STORED RECORDS:

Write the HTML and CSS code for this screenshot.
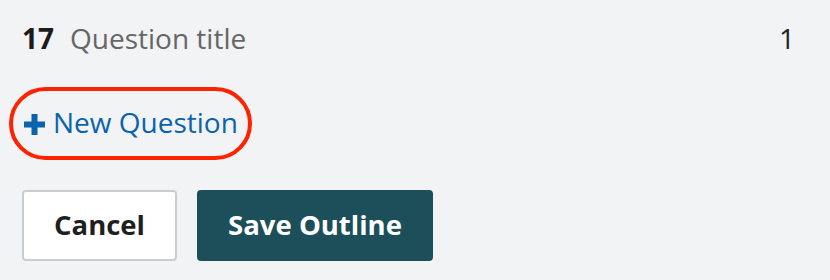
FILE: index.html
```html
<!DOCTYPE html>
<html>
<head>
<meta charset="utf-8">
<link rel="stylesheet" href="styles.css">
</head>
<body>
<div class="page">
  <div class="row">
    <span class="num">17</span>
    <span class="title">Question title</span>
    <span class="count">1</span>
  </div>
  <div class="add-wrap">
    <a class="add" href="#">
      <svg class="plus" width="21" height="21" viewBox="0 0 21 21"><path d="M7.5 0h6v7.5h7.5v6h-7.5v7.5h-6v-7.5H0v-6h7.5z" fill="#0b63ad"/></svg>
      <span>New Question</span>
    </a>
  </div>
  <div class="actions">
    <button class="btn cancel">Cancel</button>
    <button class="btn save">Save Outline</button>
  </div>
</div>
</body>
</html>
```
FILE: styles.css
```css
html, body {
  margin: 0;
  padding: 0;
  background: #f2f3f5;
}
.page {
  width: 830px;
  height: 280px;
  font-family: "Open Sans", "Noto Sans", sans-serif;
  box-sizing: border-box;
  padding: 18px 35px 0 22px;
}
.row {
  display: flex;
  align-items: baseline;
  height: 40px;
  line-height: 40px;
}
.num {
  font-weight: 700;
  font-size: 28px;
  color: #1b1b1b;
  width: 48px;
}
.title {
  font-size: 28px;
  color: #666;
  flex: 1;
}
.count {
  font-size: 28px;
  color: #222;
}
.add-wrap {
  margin-top: 29px;
  margin-left: -13px;
}
.add {
  display: inline-flex;
  align-items: center;
  gap: 8px;
  border: 4px solid #ff2200;
  border-radius: 40px;
  height: 73px;
  box-sizing: border-box;
  padding: 0 0 3px 11px;
  width: 243px;
  text-decoration: none;
  color: #0b63ad;
  font-size: 28px;
}
.plus {
  flex: none;
  margin-top: 4px;
}
.actions {
  display: flex;
  gap: 20px;
  margin-top: 30px;
}
.btn {
  height: 71px;
  border-radius: 4px;
  font-family: "Open Sans", "Noto Sans", sans-serif;
  font-weight: 700;
  font-size: 27.5px;
  box-sizing: border-box;
  cursor: pointer;
  padding: 0 0 3px;
}
.cancel {
  width: 155px;
  background: #fff;
  border: 2px solid #cccccc;
  color: #1f1f1f;
}
.save {
  width: 236px;
  background: #1c4f5a;
  border: none;
  color: #fff;
}
```
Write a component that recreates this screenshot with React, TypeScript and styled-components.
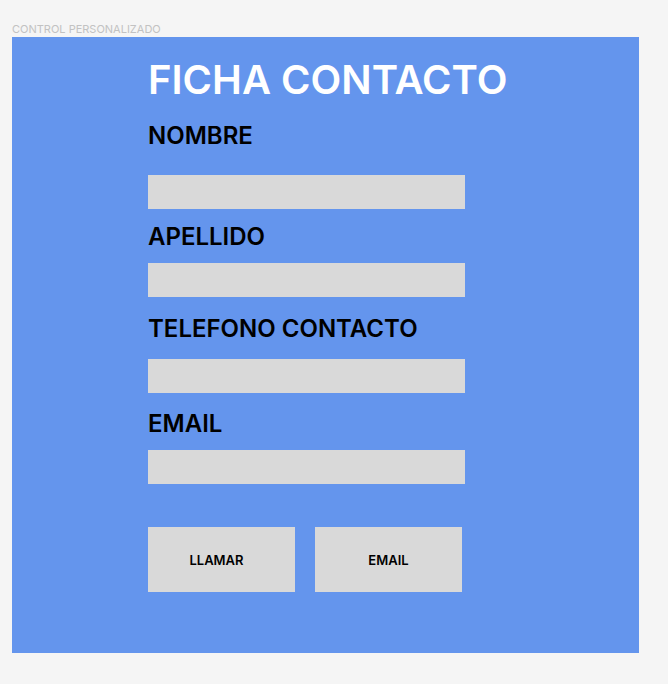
import styled, { createGlobalStyle } from "styled-components";

const GlobalStyle = createGlobalStyle`
  html, body {
    margin: 0;
    padding: 0;
    background: #f5f5f5;
    font-family: Inter, "Noto Sans", sans-serif;
  }
`;

const fields = ["NOMBRE", "APELLIDO", "TELEFONO CONTACTO", "EMAIL"];

// gaps taken from the layout: label -> input, input -> next label
const labelGaps = [17, 13, 17, 16];
const inputGaps = [25, 12, 16, 12];

export default function App() {
  return (
    <>
      <GlobalStyle />
      <Page>
        <Caption>CONTROL PERSONALIZADO</Caption>
        <Panel>
          <Title>FICHA CONTACTO</Title>
          {fields.map((field, i) => (
            <Field key={field}>
              <Label $top={labelGaps[i]}>{field}</Label>
              <Input $top={inputGaps[i]} />
            </Field>
          ))}
          <Actions>
            <ActionButton $shift={10}>LLAMAR</ActionButton>
            <ActionButton>EMAIL</ActionButton>
          </Actions>
        </Panel>
      </Page>
    </>
  );
}

const Page = styled.div`
  padding: 22px 12px 31px;
`;

const Caption = styled.div`
  font-size: 11px;
  line-height: 14px;
  color: #c2c2c2;
  margin-bottom: 1px;
`;

const Panel = styled.div`
  width: 627px;
  box-sizing: border-box;
  background: #6495ed;
  padding: 19px 0 61px 136px;
  display: flex;
  flex-direction: column;
`;

const Title = styled.h1`
  margin: 0;
  font-size: 40px;
  line-height: 48px;
  font-weight: 600;
  color: #ffffff;
`;

const Field = styled.div`
  display: flex;
  flex-direction: column;
`;

const Label = styled.label<{ $top: number }>`
  margin-top: ${(p) => p.$top}px;
  font-size: 24px;
  line-height: 29px;
  font-weight: 600;
  color: #000000;
`;

const Input = styled.div<{ $top: number }>`
  margin-top: ${(p) => p.$top}px;
  width: 317px;
  height: 34px;
  background: #d9d9d9;
`;

const Actions = styled.div`
  display: flex;
  gap: 20px;
  margin-top: 43px;
`;

const ActionButton = styled.button<{ $shift?: number }>`
  width: 147px;
  height: 65px;
  border: none;
  background: #d9d9d9;
  font-family: Inter, "Noto Sans", sans-serif;
  font-size: 13px;
  font-weight: 600;
  color: #000000;
  padding: 0 ${(p) => p.$shift ?? 0}px 0 0;
  cursor: pointer;
`;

STATED EXERCISE: Track down every line holding the string "this" and copy it.

RESPONSE BELOW:
Write the HTML and CSS code for this screenshot.
Write a component that recreates this screenshot with React, TypeScript and styled-components.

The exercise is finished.